Let $a_n = \prod_{i=0}^{n-1} (r+i)$, with $0<r<1$. I want to find the infinite series $$ \sum_{n=0}^{\infty} n\,\frac{a_n}{n!}. $$
I tried to look at the bounds $ r^n < a_n < (r+n-1)^n$, but the upper bound is not a good one, because $\sum_{0}^{\infty} n\,\frac{(r+n-1)^n}{n!}$ diverges. The ratio test also doesn't work because $$\lim_{n\rightarrow \infty} \frac{a_{n+1}/(n+1)!}{a_n/n!}=1.$$ Is the above series convergent?
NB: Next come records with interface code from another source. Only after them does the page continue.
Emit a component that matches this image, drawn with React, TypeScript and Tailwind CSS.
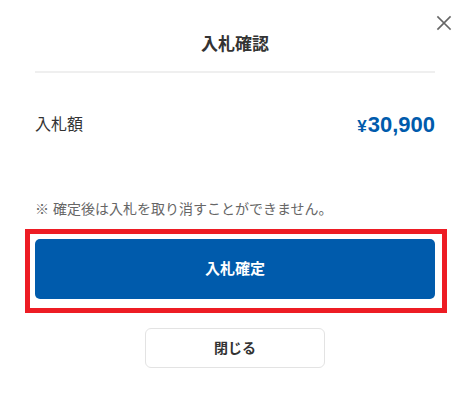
export default function App() {
  return (
    <div
      className="relative flex h-[405px] w-[474px] flex-col bg-white pl-[35px] pr-[39px] text-[#333]"
      style={{ fontFamily: '"Liberation Sans", "Noto Sans CJK JP", sans-serif' }}
    >
      {/* close */}
      <button className="absolute right-[22px] top-[15px] flex h-[16px] w-[16px] items-center justify-center" aria-label="close">
        <svg width="16" height="16" viewBox="0 0 16 16" fill="none" stroke="#666" strokeWidth="1.7" strokeLinecap="square">
          <path d="M2 2 L14 14 M14 2 L2 14" />
        </svg>
      </button>

      <h2 className="mt-[33px] text-center text-[17px] font-bold leading-[24px]">入札確認</h2>
      <div className="mt-[14px] h-[2px] bg-[#efefef]" />

      <div className="mt-[36px] flex h-[32px] items-center justify-between">
        <span className="text-[16px] leading-[24px]">入札額</span>
        <span className="font-bold leading-none text-[#005bac]">
          <span className="mr-[1px] text-[17px]">¥</span>
          <span className="text-[22px]">30,900</span>
        </span>
      </div>

      <p className="mt-[58px] text-[14px] leading-[20px] text-[#666]">※ 確定後は入札を取り消すことができません。</p>

      {/* highlighted area */}
      <div className="mt-[10px] -ml-[10px] -mr-[12px] border-[5px] border-[#ed1c24] pb-[9px] pl-[5px] pr-[7px] pt-[5px]">
        <button className="h-[60px] w-full rounded-[5px] bg-[#005bac] text-[15px] font-bold text-white">
          入札確定
        </button>
      </div>

      <div className="mt-[15px] flex justify-center">
        <button className="h-[40px] w-[180px] rounded-[6px] border border-[#e3e3e3] bg-white text-[14px] font-bold text-[#333]">
          閉じる
        </button>
      </div>
    </div>
  );
}
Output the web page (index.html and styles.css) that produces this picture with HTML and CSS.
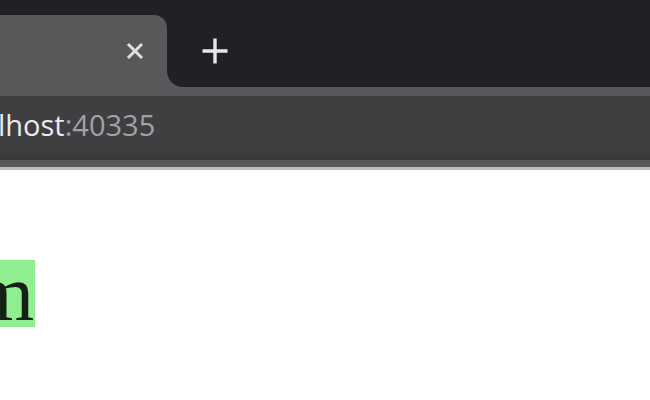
FILE: index.html
```html
<!DOCTYPE html>
<html>
<head>
<meta charset="utf-8">
<link rel="stylesheet" href="styles.css">
</head>
<body>
<div class="tabstrip">
  <div class="tab">
    <svg class="close" width="20" height="20" viewBox="0 0 20 20"><path d="M4 4 L16 16 M16 4 L4 16" stroke="#dedede" stroke-width="3" stroke-linecap="square"/></svg>
  </div>
  <div class="flare"></div>
  <svg class="newtab" width="26" height="26" viewBox="0 0 26 26"><path d="M13 0.5 V25.5 M0.5 13 H25.5" stroke="#e8e8e8" stroke-width="3.4"/></svg>
</div>
<div class="toolbar">
  <div class="omnibox"><span class="host">lhost</span><span class="port">:40335</span></div>
</div>
<div class="page">
  <span class="mark">m</span>
</div>
</body>
</html>
```
FILE: styles.css
```css
html, body {
  margin: 0;
  padding: 0;
  background: #ffffff;
  overflow: hidden;
}
.tabstrip {
  height: 87px;
  background: #202124;
  display: flex;
  align-items: flex-start;
}
.tab {
  width: 167px;
  height: 72px;
  margin-top: 15px;
  background: #58585a;
  border-top-right-radius: 13px;
  display: flex;
  justify-content: flex-end;
  align-items: flex-start;
  box-sizing: border-box;
  padding-top: 26px;
  padding-right: 22px;
}
.close {
  display: block;
}
.flare {
  width: 16px;
  height: 16px;
  align-self: flex-end;
  background: radial-gradient(circle at 100% 0, #202124 15.5px, #58585a 16.5px);
}
.newtab {
  display: block;
  margin-left: 19px;
  margin-top: 38px;
}
.toolbar {
  background: #58585a;
  padding: 9px 0 7px;
  border-bottom: 3px solid #bdbdbd;
}
.omnibox {
  height: 64px;
  box-sizing: border-box;
  background: linear-gradient(to bottom, #3f3e40 0, #3f3e40 57px, #3a393b 57px, #3a393b 64px);
  font-family: "Open Sans", "DejaVu Sans", sans-serif;
  font-size: 29px;
  line-height: 58px;
  padding-bottom: 6px;
  white-space: nowrap;
  margin-left: -2px;
}
.host {
  color: #e8eaed;
}
.port {
  color: #a2a2a5;
}
.page {
  padding-top: 90px;
}
.mark {
  display: inline-block;
  background: #90ee90;
  color: #142014;
  font-family: "Liberation Serif", "Times New Roman", serif;
  font-size: 80px;
  line-height: 66px;
  padding-bottom: 1px;
  vertical-align: top;
  margin-left: -28px;
  padding-right: 1px;
}
```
If so, what is the value of that?
On
By comparing individual terms, we easily have, for $n\ge 1$ $$a_n > r\cdot 1\cdot 2\cdots (n-1) = r(n-1)!.$$
Thus each term in the sum (after $n=0$) is greater than $r>0$, so the series diverges by comparison to $\sum_{n=1}^\infty 1$.
On
Using Pochhammer symbols $$a_n = \prod_{i=0}^{n-1} (r+i)=r (r+1)_{n-1}$$ $$b_n=n \frac {a_n}{n!}=\frac{\Gamma (n+r)}{\Gamma (n) \,\Gamma (r)}\implies \frac{b_{n+1}}{b_n}=1+\frac r n \quad >0 \quad \forall r,n$$ $$S_p=\sum_{n=0}^p b_n=\frac{p \,\Gamma (p+r+1)}{(r+1)\, \Gamma (p+1)\,\Gamma (r)}$$ Using Stirling approximation $$S_p=\frac{p^{1+r}}{\Gamma (r) } \Bigg[\frac{1}{(r+1) }+\frac{r}{2 p}+ O\left(\frac{1}{p^2}\right)\Bigg]$$
The product can be written as, $$ \displaystyle \prod_{i=0}^{n-1}(r+i)=r(n-1)!\binom{r+n-1}{n-1} $$ Therefore the sum is, $$ \displaystyle S = r\sum_{n=0}^\infty \binom{r+n}{n}$$ The partial sum gives us, $$ \displaystyle S_k =r\sum_{n=0}^k \binom{r+n}{n} = r\binom{k+r+1}{k} $$ So it seems it would diverge very quickly.